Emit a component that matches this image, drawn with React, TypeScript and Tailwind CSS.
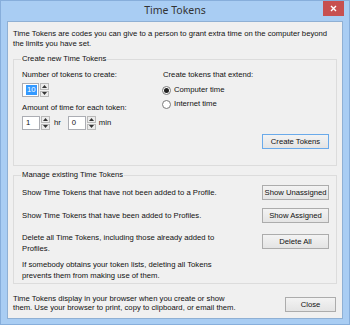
import React from "react";

function Spin({ value, selected, w }: { value: string; selected?: boolean; w: string }) {
  return (
    <div className="flex h-[14px] items-stretch">
      <div className={`${w} flex items-center border border-[#abadb3] bg-white pl-[3px]`}>
        {selected ? (
          <span className="bg-[#3399ff] px-[1px] leading-[10px] text-white">{value}</span>
        ) : (
          <span className="leading-[10px]">{value}</span>
        )}
      </div>
      <div className="ml-[1px] flex w-[9px] flex-col gap-[1px]">
        <div className="flex flex-1 items-center justify-center border border-[#b9b9b9] bg-[#ececec]">
          <svg width="5" height="3" viewBox="0 0 5 3"><path d="M2.5 0L5 3H0z" fill="#333" /></svg>
        </div>
        <div className="flex flex-1 items-center justify-center border border-[#b9b9b9] bg-[#ececec]">
          <svg width="5" height="3" viewBox="0 0 5 3"><path d="M0 0h5L2.5 3z" fill="#333" /></svg>
        </div>
      </div>
    </div>
  );
}

function Btn({ children, def, w = "w-[67px]" }: { children: React.ReactNode; def?: boolean; w?: string }) {
  return (
    <div
      className={`${w} flex h-[15px] shrink-0 items-center justify-center border ${
        def ? "border-[#6aaaea]" : "border-[#acacac]"
      } bg-gradient-to-b from-[#f3f3f3] to-[#e4e4e4] leading-[10px] text-[#111]`}
    >
      {children}
    </div>
  );
}

function Radio({ checked, label }: { checked?: boolean; label: string }) {
  return (
    <div className="ml-[-1px] flex h-[10px] items-center">
      <div className="flex h-[9px] w-[9px] items-center justify-center rounded-full border border-[#7a7a7a] bg-white">
        {checked && <div className="h-[5px] w-[5px] rounded-full bg-[#222]" />}
      </div>
      <span className="ml-[3px] leading-[10px]">{label}</span>
    </div>
  );
}

export default function App() {
  return (
    <div
      className="flex h-[325px] w-[350px] flex-col border border-[#87aedb] bg-[#a9cdf3] text-[7.7px] text-[#111]"
      style={{ fontFamily: '"Liberation Sans", Arial, sans-serif' }}
    >
      <div className="relative flex h-[20px] shrink-0 items-center justify-center">
        <span className="text-[10.5px] text-[#333]" style={{ fontFamily: '"Noto Sans", "Liberation Sans", sans-serif' }}>
          Time Tokens
        </span>
        <div className="absolute right-[5px] top-0 flex h-[15px] w-[21px] items-center justify-center bg-[#c75050]">
          <svg width="7" height="7" viewBox="0 0 7 7">
            <path d="M1 1L6 6M6 1L1 6" stroke="#fff" strokeWidth="1.4" />
          </svg>
        </div>
      </div>
      <div className="mx-[6px] flex h-[298px] flex-col border border-[#8fb0d4] bg-[#f0f0f0] px-[5px]">
        <p className="mt-[7px] leading-[10px]">
          Time Tokens are codes you can give to a person to grant extra time on the computer beyond
          <br />
          the limits you have set.
        </p>

        <fieldset className="mt-[5px] h-[112px] border border-[#dcdcdc] pl-[8px] pr-[7px]">
          <legend className="ml-[-1px] px-[1px] leading-[10px]">Create new Time Tokens</legend>
          <div className="flex">
            <div className="flex w-[141px] flex-col">
              <div className="mt-[6px] leading-[10px]">Number of tokens to create:</div>
              <div className="mt-[3px]">
                <Spin value="10" selected w="w-[17px]" />
              </div>
              <div className="mt-[6px] leading-[10px]">Amount of time for each token:</div>
              <div className="mt-[3px] flex items-center">
                <Spin value="1" w="w-[18px]" />
                <span className="ml-[4px] leading-[10px]">hr</span>
                <div className="ml-[7px]">
                  <Spin value="0" w="w-[18px]" />
                </div>
                <span className="ml-[3px] leading-[10px]">min</span>
              </div>
            </div>
            <div className="flex flex-1 flex-col">
              <div className="mt-[6px] leading-[10px]">Create tokens that extend:</div>
              <div className="mt-[5px]">
                <Radio checked label="Computer time" />
              </div>
              <div className="mt-[4px]">
                <Radio label="Internet time" />
              </div>
              <div className="mt-[25px] flex justify-end">
                <Btn def>Create Tokens</Btn>
              </div>
            </div>
          </div>
        </fieldset>

        <fieldset className="mt-[4px] h-[114px] border border-[#dcdcdc] pl-[8px] pr-[7px]">
          <legend className="ml-[-1px] px-[1px] leading-[10px]">Manage existing Time Tokens</legend>
          <div className="mt-[5px] flex items-center justify-between">
            <span className="leading-[10px]">Show Time Tokens that have not been added to a Profile.</span>
            <Btn>Show Unassigned</Btn>
          </div>
          <div className="mt-[8px] flex items-center justify-between">
            <span className="leading-[10px]">Show Time Tokens that have been added to Profiles.</span>
            <Btn>Show Assigned</Btn>
          </div>
          <div className="mt-[9px] flex items-start justify-between">
            <span className="leading-[11px]">
              Delete all Time Tokens, including those already added to
              <br />
              Profiles.
            </span>
            <div className="mt-[2px]">
              <Btn>Delete All</Btn>
            </div>
          </div>
          <div className="mt-[5px] leading-[11px]">
            If somebody obtains your token lists, deleting all Tokens
            <br />
            prevents them from making use of them.
          </div>
        </fieldset>

        <div className="mt-[10px] flex items-start justify-between pr-[1px]">
          <span className="leading-[9px]">
            Time Tokens display in your browser when you create or show
            <br />
            them. Use your browser to print, copy to clipboard, or email them.
          </span>
          <div className="mt-[3px]">
            <Btn w="w-[51px]">Close</Btn>
          </div>
        </div>
      </div>
    </div>
  );
}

*PROBLEM:* Quote the listing above in full, except for the pictures.

*CORRECT ANSWER:*
Emit a component that matches this image, drawn with React, TypeScript and Tailwind CSS.
import React from "react";

function Spin({ value, selected, w }: { value: string; selected?: boolean; w: string }) {
  return (
    <div className="flex h-[14px] items-stretch">
      <div className={`${w} flex items-center border border-[#abadb3] bg-white pl-[3px]`}>
        {selected ? (
          <span className="bg-[#3399ff] px-[1px] leading-[10px] text-white">{value}</span>
        ) : (
          <span className="leading-[10px]">{value}</span>
        )}
      </div>
      <div className="ml-[1px] flex w-[9px] flex-col gap-[1px]">
        <div className="flex flex-1 items-center justify-center border border-[#b9b9b9] bg-[#ececec]">
          <svg width="5" height="3" viewBox="0 0 5 3"><path d="M2.5 0L5 3H0z" fill="#333" /></svg>
        </div>
        <div className="flex flex-1 items-center justify-center border border-[#b9b9b9] bg-[#ececec]">
          <svg width="5" height="3" viewBox="0 0 5 3"><path d="M0 0h5L2.5 3z" fill="#333" /></svg>
        </div>
      </div>
    </div>
  );
}

function Btn({ children, def, w = "w-[67px]" }: { children: React.ReactNode; def?: boolean; w?: string }) {
  return (
    <div
      className={`${w} flex h-[15px] shrink-0 items-center justify-center border ${
        def ? "border-[#6aaaea]" : "border-[#acacac]"
      } bg-gradient-to-b from-[#f3f3f3] to-[#e4e4e4] leading-[10px] text-[#111]`}
    >
      {children}
    </div>
  );
}

function Radio({ checked, label }: { checked?: boolean; label: string }) {
  return (
    <div className="ml-[-1px] flex h-[10px] items-center">
      <div className="flex h-[9px] w-[9px] items-center justify-center rounded-full border border-[#7a7a7a] bg-white">
        {checked && <div className="h-[5px] w-[5px] rounded-full bg-[#222]" />}
      </div>
      <span className="ml-[3px] leading-[10px]">{label}</span>
    </div>
  );
}

export default function App() {
  return (
    <div
      className="flex h-[325px] w-[350px] flex-col border border-[#87aedb] bg-[#a9cdf3] text-[7.7px] text-[#111]"
      style={{ fontFamily: '"Liberation Sans", Arial, sans-serif' }}
    >
      <div className="relative flex h-[20px] shrink-0 items-center justify-center">
        <span className="text-[10.5px] text-[#333]" style={{ fontFamily: '"Noto Sans", "Liberation Sans", sans-serif' }}>
          Time Tokens
        </span>
        <div className="absolute right-[5px] top-0 flex h-[15px] w-[21px] items-center justify-center bg-[#c75050]">
          <svg width="7" height="7" viewBox="0 0 7 7">
            <path d="M1 1L6 6M6 1L1 6" stroke="#fff" strokeWidth="1.4" />
          </svg>
        </div>
      </div>
      <div className="mx-[6px] flex h-[298px] flex-col border border-[#8fb0d4] bg-[#f0f0f0] px-[5px]">
        <p className="mt-[7px] leading-[10px]">
          Time Tokens are codes you can give to a person to grant extra time on the computer beyond
          <br />
          the limits you have set.
        </p>

        <fieldset className="mt-[5px] h-[112px] border border-[#dcdcdc] pl-[8px] pr-[7px]">
          <legend className="ml-[-1px] px-[1px] leading-[10px]">Create new Time Tokens</legend>
          <div className="flex">
            <div className="flex w-[141px] flex-col">
              <div className="mt-[6px] leading-[10px]">Number of tokens to create:</div>
              <div className="mt-[3px]">
                <Spin value="10" selected w="w-[17px]" />
              </div>
              <div className="mt-[6px] leading-[10px]">Amount of time for each token:</div>
              <div className="mt-[3px] flex items-center">
                <Spin value="1" w="w-[18px]" />
                <span className="ml-[4px] leading-[10px]">hr</span>
                <div className="ml-[7px]">
                  <Spin value="0" w="w-[18px]" />
                </div>
                <span className="ml-[3px] leading-[10px]">min</span>
              </div>
            </div>
            <div className="flex flex-1 flex-col">
              <div className="mt-[6px] leading-[10px]">Create tokens that extend:</div>
              <div className="mt-[5px]">
                <Radio checked label="Computer time" />
              </div>
              <div className="mt-[4px]">
                <Radio label="Internet time" />
              </div>
              <div className="mt-[25px] flex justify-end">
                <Btn def>Create Tokens</Btn>
              </div>
            </div>
          </div>
        </fieldset>

        <fieldset className="mt-[4px] h-[114px] border border-[#dcdcdc] pl-[8px] pr-[7px]">
          <legend className="ml-[-1px] px-[1px] leading-[10px]">Manage existing Time Tokens</legend>
          <div className="mt-[5px] flex items-center justify-between">
            <span className="leading-[10px]">Show Time Tokens that have not been added to a Profile.</span>
            <Btn>Show Unassigned</Btn>
          </div>
          <div className="mt-[8px] flex items-center justify-between">
            <span className="leading-[10px]">Show Time Tokens that have been added to Profiles.</span>
            <Btn>Show Assigned</Btn>
          </div>
          <div className="mt-[9px] flex items-start justify-between">
            <span className="leading-[11px]">
              Delete all Time Tokens, including those already added to
              <br />
              Profiles.
            </span>
            <div className="mt-[2px]">
              <Btn>Delete All</Btn>
            </div>
          </div>
          <div className="mt-[5px] leading-[11px]">
            If somebody obtains your token lists, deleting all Tokens
            <br />
            prevents them from making use of them.
          </div>
        </fieldset>

        <div className="mt-[10px] flex items-start justify-between pr-[1px]">
          <span className="leading-[9px]">
            Time Tokens display in your browser when you create or show
            <br />
            them. Use your browser to print, copy to clipboard, or email them.
          </span>
          <div className="mt-[3px]">
            <Btn w="w-[51px]">Close</Btn>
          </div>
        </div>
      </div>
    </div>
  );
}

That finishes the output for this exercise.